Suzanne Noël : le féminisme au scalpel

Suzanne Noël, qui a dû s’imposer dans un monde essentiellement masculin, est souvent considérée comme la mère de la chirurgie esthétique moderne © RTBF/Bonobo Production

Suzanne Noël, première femme à pratiquer la chirurgie esthétique et féministe engagée, doit sortir des oubliettes de l’Histoire ! Ce samedi à 20h30, La Trois diffuse le documentaire «Suzanne, le bistouri et le féminisme».

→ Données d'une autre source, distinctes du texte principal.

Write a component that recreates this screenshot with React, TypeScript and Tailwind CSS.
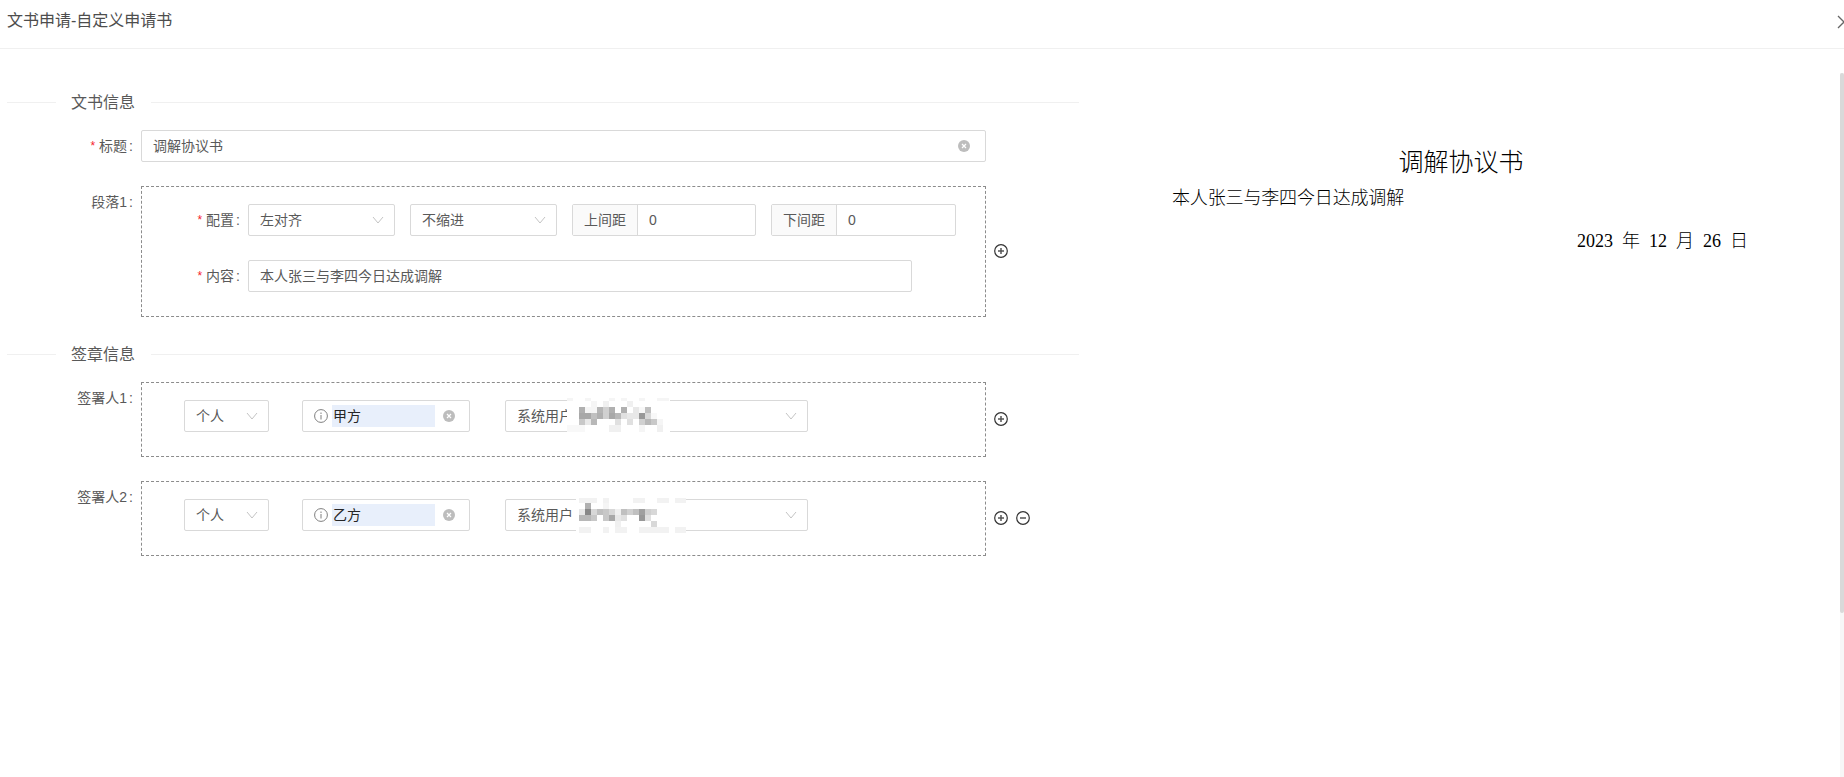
import React from "react";

const SANS = "font-['Liberation_Sans','Noto_Sans_CJK_SC',sans-serif]";

function Chevron() {
  return (
    <svg width="12" height="8" viewBox="0 0 12 8" fill="none" className="shrink-0">
      <path d="M1 1L6 7L11 1" stroke="#c4c4c4" strokeWidth="1" />
    </svg>
  );
}

function Clear() {
  return (
    <svg width="12" height="12" viewBox="0 0 12 12" className="shrink-0">
      <circle cx="6" cy="6" r="6" fill="#bdbdbd" />
      <path d="M4 4L8 8M8 4L4 8" stroke="#fff" strokeWidth="1.2" />
    </svg>
  );
}

function Info() {
  return (
    <svg width="14" height="14" viewBox="0 0 14 14" fill="none" className="shrink-0">
      <circle cx="7" cy="7" r="6.4" stroke="#7f7f7f" />
      <path d="M7 6V10.5" stroke="#7f7f7f" />
      <path d="M7 3.5V5" stroke="#7f7f7f" />
    </svg>
  );
}

function RoundBtn({ minus }: { minus?: boolean }) {
  return (
    <svg width="14" height="14" viewBox="0 0 14 14" fill="none" className="shrink-0">
      <circle cx="7" cy="7" r="6.3" stroke="#333" strokeWidth="1.2" />
      <path d="M4 7H10" stroke="#555" strokeWidth="1.5" />
      {!minus && <path d="M7 4V10" stroke="#555" strokeWidth="1.5" />}
    </svg>
  );
}

function Mosaic({
  rows,
  heights,
  whiteX,
  width,
  className,
}: {
  rows: string[];
  heights: number[];
  whiteX: number;
  width: number;
  className: string;
}) {
  const total = heights.reduce((a, b) => a + b, 0);
  let y = 0;
  return (
    <svg
      width={width}
      height={total}
      viewBox={`0 0 ${width} ${total}`}
      shapeRendering="crispEdges"
      className={className}
    >
      <rect x={whiteX} y="0" width={width - whiteX} height={total} fill="#fff" />
      {rows.map((row, r) => {
        const cells = row.split(" ");
        const top = y;
        y += heights[r];
        return cells.map((c, i) =>
          c === ".." ? null : (
            <rect key={`${r}-${i}`} x={i * 6} y={top} width="6" height={heights[r]} fill={`#${c}${c}${c}`} />
          ),
        );
      })}
    </svg>
  );
}

const P1 = [
  "f5 .. .. f5 .. .. .. f5 .. f5 .. .. f5 .. .. f5 f5",
  ".. .. .. .. f5 .. f0 .. .. .. f0 .. .. .. .. .. ..",
  ".. .. b0 f5 f5 b5 d0 b0 .. b0 .. e8 f8 c0 .. .. ..",
  ".. .. a8 a8 c0 b0 d0 a8 b8 e0 e8 e8 98 d8 f8 .. ..",
  ".. .. c8 e8 b8 .. .. .. e0 .. e0 .. d0 b8 c8 f5 ..",
  "f8 f8 f8 .. .. .. .. f0 f0 .. .. .. f5 .. .. f0 ..",
];

const P2 = [
  ".. f2 f2 f2 .. f2 .. .. .. .. f2 f2 .. .. f2 f2 .. f2 f2",
  ".. .. b0 .. .. f5 .. .. .. .. .. .. .. .. .. .. .. .. ..",
  ".. e8 88 d8 c0 c8 d8 f0 c0 d0 c0 a0 d0 d8 .. .. .. .. ..",
  ".. b8 b8 c8 .. c8 a8 e8 e0 .. .. 98 e0 .. .. .. .. .. ..",
  ".. .. .. .. .. .. .. f0 .. .. .. .. .. d8 .. .. .. .. ..",
  ".. f2 f2 .. .. f2 .. f2 f2 .. .. f2 f2 f2 f2 f2 .. f2 f2",
];

function Field({ children, className }: { children?: React.ReactNode; className: string }) {
  return (
    <div
      className={`flex h-8 shrink-0 items-center rounded-[2px] border border-[#d9d9d9] bg-white text-sm text-[#595959] ${className}`}
    >
      {children}
    </div>
  );
}

function Select({ value, className }: { value: string; className: string }) {
  return (
    <Field className={`justify-between pl-[11px] pr-[10px] ${className}`}>
      <span>{value}</span>
      <Chevron />
    </Field>
  );
}

function Addon({ label, className }: { label: string; className: string }) {
  return (
    <Field className={className}>
      <span className="flex h-full w-[65px] items-center justify-center border-r border-[#d9d9d9] bg-[#fafafa] text-[#595959]">
        {label}
      </span>
      <span className="pl-[11px]">0</span>
    </Field>
  );
}

function Required() {
  return <span className="mr-1 text-xs text-[#f5222d]">*</span>;
}

function Section({ title, className }: { title: string; className: string }) {
  return (
    <div className={`flex h-[22px] items-center ${className}`}>
      <div className="h-px w-[49px] bg-[#f0f0f0]" />
      <span className="pt-[2px] pl-[15px] pr-4 text-base leading-[22px] text-[#595959]">{title}</span>
      <div className="h-px flex-1 bg-[#f0f0f0]" />
    </div>
  );
}

function LabelText({ text }: { text: string }) {
  return (
    <>
      {text}
      <span className="ml-[2px]">:</span>
    </>
  );
}

function Row({
  label,
  required,
  children,
  after,
  className,
}: {
  label: string;
  required?: boolean;
  children: React.ReactNode;
  after?: React.ReactNode;
  className?: string;
}) {
  return (
    <div className={`flex ${className ?? ""}`}>
      <div className="flex h-[32px] w-[134px] shrink-0 items-center justify-end pr-2 text-sm text-[#595959]">
        {required && <Required />}
        <LabelText text={label} />
      </div>
      {children}
      {after}
    </div>
  );
}

function Signer({
  label,
  role,
  user,
  mosaic,
  minus,
  className,
}: {
  label: string;
  role: string;
  user: string;
  mosaic: React.ReactNode;
  minus?: boolean;
  className: string;
}) {
  return (
    <Row
      label={label}
      className={className}
      after={
        <div className="ml-2 flex items-center gap-2 pb-[2px]">
          <RoundBtn />
          {minus && <RoundBtn minus />}
        </div>
      }
    >
      <div className="flex h-[75px] w-[845px] shrink-0 items-start border border-dashed border-[#8c8c8c] pl-[42px] pt-[17px]">
        <Select value="个人" className="w-[85px]" />
        <Field className="ml-[33px] w-[168px] pl-[11px]">
          <Info />
          <span className="ml-[4px] flex h-[22px] w-[103px] items-center bg-[#e8effb] pl-px text-[#262626]">{role}</span>
          <span className="ml-[8px]">
            <Clear />
          </span>
        </Field>
        <Field className="relative ml-[35px] w-[303px] justify-between pl-[11px] pr-[10px]">
          <span>{user}</span>
          <Chevron />
          {mosaic}
        </Field>
      </div>
    </Row>
  );
}

export default function App() {
  return (
    <div className={`relative h-[777px] w-full overflow-hidden bg-white ${SANS}`}>
      <header className="flex h-[49px] items-center justify-between overflow-hidden border-b border-[#f0f0f0] pb-[6px] pl-[7px]">
        <span className="text-base leading-[22px] text-[#4d4d4d]">文书申请-自定义申请书</span>
        <svg width="14" height="14" viewBox="0 0 14 14" fill="none" className="-mr-[7px] mt-[2px]">
          <path d="M1 1L13 13M13 1L1 13" stroke="#666" strokeWidth="1.3" />
        </svg>
      </header>

      <main className="flex">
        <section className="w-[1079px] shrink-0 pl-[7px]">
          <Section title="文书信息" className="mt-[42px]" />
          <Row label="标题" required className="mt-[17px]">
            <Field className="w-[845px] justify-between pl-[11px] pr-[15px]">
              <span>调解协议书</span>
              <Clear />
            </Field>
          </Row>

          <Row
            label="段落1"
            className="mt-6"
            after={
              <div className="ml-2 flex items-center pb-[2px]">
                <RoundBtn />
              </div>
            }
          >
            <div className="flex h-[131px] w-[845px] shrink-0 flex-col gap-6 border border-dashed border-[#8c8c8c] pt-[17px]">
              <div className="flex">
                <div className="flex h-8 w-[106px] shrink-0 items-center justify-end pr-2 text-sm text-[#595959]">
                  <Required />
                  <LabelText text="配置" />
                </div>
                <div className="flex gap-[15px]">
                  <Select value="左对齐" className="w-[147px]" />
                  <Select value="不缩进" className="w-[147px]" />
                  <Addon label="上间距" className="w-[184px]" />
                  <Addon label="下间距" className="w-[185px]" />
                </div>
              </div>
              <div className="flex">
                <div className="flex h-8 w-[106px] shrink-0 items-center justify-end pr-2 text-sm text-[#595959]">
                  <Required />
                  <LabelText text="内容" />
                </div>
                <Field className="w-[664px] pl-[11px]">本人张三与李四今日达成调解</Field>
              </div>
            </div>
          </Row>

          <Section title="签章信息" className="mt-[26px]" />
          <Signer
            label="签署人1"
            role="甲方"
            user="系统用户"
            className="mt-[17px]"
            mosaic={
              <Mosaic
                rows={P1}
                heights={[3, 6, 6, 6, 6, 7]}
                whiteX={0}
                width={103}
                className="absolute -top-[3px] left-[61px]"
              />
            }
          />
          <Signer
            label="签署人2"
            role="乙方"
            user="系统用户"
            minus
            className="mt-6"
            mosaic={
              <Mosaic
                rows={P2}
                heights={[5, 6, 6, 6, 6, 6]}
                whiteX={3}
                width={113}
                className="absolute -top-[2px] left-[67px]"
              />
            }
          />
        </section>

        <section className="ml-[93px] w-[578px] shrink-0 pt-[99px] font-['Liberation_Serif','Noto_Sans_CJK_SC',serif] text-black">
          <h1 className="text-center text-[25px] leading-[30px] font-light">调解协议书</h1>
          <p className="mt-2 text-lg leading-6 font-light tracking-[-0.15px]">本人张三与李四今日达成调解</p>
          <p className="mt-[19px] pr-[2px] text-right text-lg leading-6 font-light">
            2023&nbsp;&nbsp;年&nbsp;&nbsp;12&nbsp;&nbsp;月&nbsp;&nbsp;26&nbsp;&nbsp;日
          </p>
        </section>
      </main>

      <div className="absolute top-[73px] right-0 bottom-0 w-1 bg-[#f7f7f7]">
        <div className="h-[540px] w-full rounded-[2px] bg-[#d9d9d9]" />
      </div>
    </div>
  );
}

Recourir à la chirurgie esthétique est-il pour les femmes un signe d’émancipation, d’affirmation de soi ou au contraire, une soumission aux diktats de la beauté et de la jeunesse ? S’agit-il d’une démarche féministe ou d’une intégration des critères imposés par les hommes ? C’est la question soulevée samedi par le documentaire «Suzanne, le bistouri et le féminisme», sur La Trois, qui dévoile le destin d’une femme hors du commun.

Une femme libre et inspirante

Suzanne Gros naît en 1878 en Picardie. À 19 ans, elle épouse un jeune dermatologue, Henry Pertat, qui l’emmène à Paris. Elle veut entamer des études de médecine, mais le monde médical, où les hommes sont majoritaires, voit d’un mauvais œil l’arrivée de quelques femmes. Suzanne se doit donc d’être la meilleure de sa promotion pour justifier sa place. Elle veut conquérir sa liberté professionnelle, mais aussi amoureuse. Sur les bancs de l’université, l’étudiante n’est pas toujours concentrée… Un autre élève, André Noël, devient son amant, puis le père de leur fille adultérine. Suzanne quitte le domicile conjugal, vit seule et se consacre à ses études.

En assistant à l’opération d’une femme à la joue brûlée, Suzanne se passionne pour la chirurgie esthétique. Son habilité manuelle étonne ses maîtres. Mais le corps médical rechigne à laisser les femmes opérer… Suzanne convainc la célèbre Sarah Bernhardt, qui se plaint de son lifting raté, de se laisser opérer une nouvelle fois. C’est une réussite. Notre interne de 34 ans décide de mettre ses mains au service de la beauté féminine. L’horreur s’en mêle, avec la Première Guerre mondiale et ses rescapés mutilés, aux visages déchiquetés. C’est l’opportunité pour Suzanne d’opérer de nombreuses «gueules cassées» et de s’exercer. Son mari meurt à la guerre. Elle épouse André Noël.

Une féministe engagée

La paix revenue, Suzanne exerce sous la licence de son mari, dans son appartement. La chirurgienne veut réparer les marques du temps. Selon elle, il s’agit d’un outil de défense sociale qui permet aux femmes de trouver un emploi et donc d’être indépendantes. Car, en toute discrimination, les femmes sont souvent engagées sur leur apparence… Et un visage ridé empêche une femme de garder son travail. Bien avant l’heure, Suzanne constate que les femmes ont une «date de péremption». Nous sommes dans les Années Folles. Les femmes envoient valser leur corset, mais il faut conquérir une autre liberté, celle des urnes ! Suzanne organise des manifestations et devient une militante très active.

Hélas, un nouveau drame survient. À 13 ans, sa fille Jacqueline meurt de la grippe espagnole. Dévasté par le chagrin, son mari se suicide. Suzanne se retrouve seule et consacre sa vie aux autres. Elle crée la section française des «Soroptimist», réseau qui mise sur la solidarité féminine comme outil politique. La chirurgienne ne délaisse jamais le bistouri. Elle fait payer celles qui en ont les moyens, d’où sa réputation de «Robin des bois de la chirurgie esthétique». Invitée par les États-Unis qui veulent découvrir ses pratiques chirurgicales, elle entame ensuite des voyages partout dans le monde, où elle enseigne sa technique. La Seconde Guerre mondiale interrompt ses voyages. Suzanne opère des Juifs recherchés et des résistants. À la Libération, elle efface les tatouages des rescapés des camps. À 70 ans, Suzanne opère toujours, même si les critères de la beauté féminine évoluent vers des formes plus pulpeuses… Elle mourra en 1954, après une vie emplie de liberté et de combats.